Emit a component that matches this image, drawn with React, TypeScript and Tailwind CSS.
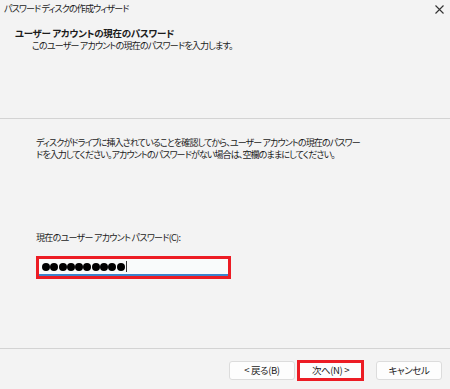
const jp = "font-['Noto_Sans_CJK_JP','Noto_Sans',sans-serif] [font-feature-settings:'palt']";

const Button = ({ label }: { label: string }) => (
  <div className="w-[66px] h-[19px] flex items-center justify-center bg-[#fdfdfd] border border-[#dcdcdc] rounded-[3px] text-[9.5px] tracking-[-0.4px] text-[#1b1b1b]">
    {label}
  </div>
);

export default function App() {
  return (
    <div className={`w-[450px] h-[389px] bg-[#f3f3f3] flex flex-col text-[#1b1b1b] ${jp}`}>
      {/* title bar */}
      <div className="h-[17px] flex items-center justify-between pl-[4px] pr-[6px]">
        <span className="text-[9px] leading-[12px] tracking-[-0.85px] whitespace-nowrap">パスワード&nbsp;ディスクの作成ウィザード</span>
        <svg width="9" height="9" viewBox="0 0 9 9" className="mt-[2px]">
          <path d="M0.5 0.5 L8.5 8.5 M8.5 0.5 L0.5 8.5" stroke="#333" strokeWidth="1.1" />
        </svg>
      </div>

      {/* header */}
      <div className="h-[101px] pt-[11px] pl-[15px] flex flex-col gap-[1px]">
        <div className="text-[9.5px] leading-[11px] font-bold tracking-[-0.3px] whitespace-nowrap">ユーザー アカウントの現在のパスワード</div>
        <div className="text-[9px] leading-[11px] pl-[17px] tracking-[-0.8px] whitespace-nowrap">このユーザー&nbsp;アカウントの現在のパスワードを入力します。</div>
      </div>
      <div className="h-px bg-[#d3d3d3]" />

      {/* body */}
      <div className="flex-1 flex flex-col pl-[36px] pt-[18px]">
        <p className="text-[9px] leading-[12px] tracking-[-0.87px] whitespace-nowrap">
          ディスクがドライブに挿入されていることを確認してから、ユーザー&nbsp;アカウントの現在のパスワー
          <br />
          ドを入力してください。アカウントのパスワードがない場合は、空欄のままにしてください。
        </p>
        <div className="mt-[71px] text-[9px] leading-[12px] tracking-[-0.7px] whitespace-nowrap">現在のユーザー&nbsp;アカウント&nbsp;パスワード(C):</div>
        <div className="mt-[12px] w-[195px] h-[23px] border-[3px] border-[#ec1c24]">
          <div className="h-full bg-[#f9fbfb] border-b-2 border-[#3b84cd] flex items-center pl-[3px] gap-[0.3px]">
            {Array.from({ length: 10 }).map((_, i) => (
              <div key={i} className="w-[8px] h-[8px] rounded-full bg-black" />
            ))}
            <div className="ml-[1px] w-px h-[11px] bg-[#333]" />
          </div>
        </div>
      </div>

      <div className="h-px bg-[#d3d3d3]" />
      {/* footer */}
      <div className="h-[40px] flex items-start justify-end pr-[8px] pt-[12px]">
        <Button label="< 戻る(B)" />
        <div className="ml-[2px] -mt-px w-[67px] h-[21px] border-[3px] border-[#ec1c24] bg-[#fdfdfd] flex items-center justify-center text-[9.5px] tracking-[-0.4px]">
          次へ(N) &gt;
        </div>
        <div className="ml-[12px]">
          <Button label="キャンセル" />
        </div>
      </div>
    </div>
  );
}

※

SET EXERCISE: Leave the pictures out and copy the rest of the data exactly.

CORRECT RESULT:
Emit a component that matches this image, drawn with React, TypeScript and Tailwind CSS.
const jp = "font-['Noto_Sans_CJK_JP','Noto_Sans',sans-serif] [font-feature-settings:'palt']";

const Button = ({ label }: { label: string }) => (
  <div className="w-[66px] h-[19px] flex items-center justify-center bg-[#fdfdfd] border border-[#dcdcdc] rounded-[3px] text-[9.5px] tracking-[-0.4px] text-[#1b1b1b]">
    {label}
  </div>
);

export default function App() {
  return (
    <div className={`w-[450px] h-[389px] bg-[#f3f3f3] flex flex-col text-[#1b1b1b] ${jp}`}>
      {/* title bar */}
      <div className="h-[17px] flex items-center justify-between pl-[4px] pr-[6px]">
        <span className="text-[9px] leading-[12px] tracking-[-0.85px] whitespace-nowrap">パスワード&nbsp;ディスクの作成ウィザード</span>
        <svg width="9" height="9" viewBox="0 0 9 9" className="mt-[2px]">
          <path d="M0.5 0.5 L8.5 8.5 M8.5 0.5 L0.5 8.5" stroke="#333" strokeWidth="1.1" />
        </svg>
      </div>

      {/* header */}
      <div className="h-[101px] pt-[11px] pl-[15px] flex flex-col gap-[1px]">
        <div className="text-[9.5px] leading-[11px] font-bold tracking-[-0.3px] whitespace-nowrap">ユーザー アカウントの現在のパスワード</div>
        <div className="text-[9px] leading-[11px] pl-[17px] tracking-[-0.8px] whitespace-nowrap">このユーザー&nbsp;アカウントの現在のパスワードを入力します。</div>
      </div>
      <div className="h-px bg-[#d3d3d3]" />

      {/* body */}
      <div className="flex-1 flex flex-col pl-[36px] pt-[18px]">
        <p className="text-[9px] leading-[12px] tracking-[-0.87px] whitespace-nowrap">
          ディスクがドライブに挿入されていることを確認してから、ユーザー&nbsp;アカウントの現在のパスワー
          <br />
          ドを入力してください。アカウントのパスワードがない場合は、空欄のままにしてください。
        </p>
        <div className="mt-[71px] text-[9px] leading-[12px] tracking-[-0.7px] whitespace-nowrap">現在のユーザー&nbsp;アカウント&nbsp;パスワード(C):</div>
        <div className="mt-[12px] w-[195px] h-[23px] border-[3px] border-[#ec1c24]">
          <div className="h-full bg-[#f9fbfb] border-b-2 border-[#3b84cd] flex items-center pl-[3px] gap-[0.3px]">
            {Array.from({ length: 10 }).map((_, i) => (
              <div key={i} className="w-[8px] h-[8px] rounded-full bg-black" />
            ))}
            <div className="ml-[1px] w-px h-[11px] bg-[#333]" />
          </div>
        </div>
      </div>

      <div className="h-px bg-[#d3d3d3]" />
      {/* footer */}
      <div className="h-[40px] flex items-start justify-end pr-[8px] pt-[12px]">
        <Button label="< 戻る(B)" />
        <div className="ml-[2px] -mt-px w-[67px] h-[21px] border-[3px] border-[#ec1c24] bg-[#fdfdfd] flex items-center justify-center text-[9.5px] tracking-[-0.4px]">
          次へ(N) &gt;
        </div>
        <div className="ml-[12px]">
          <Button label="キャンセル" />
        </div>
      </div>
    </div>
  );
}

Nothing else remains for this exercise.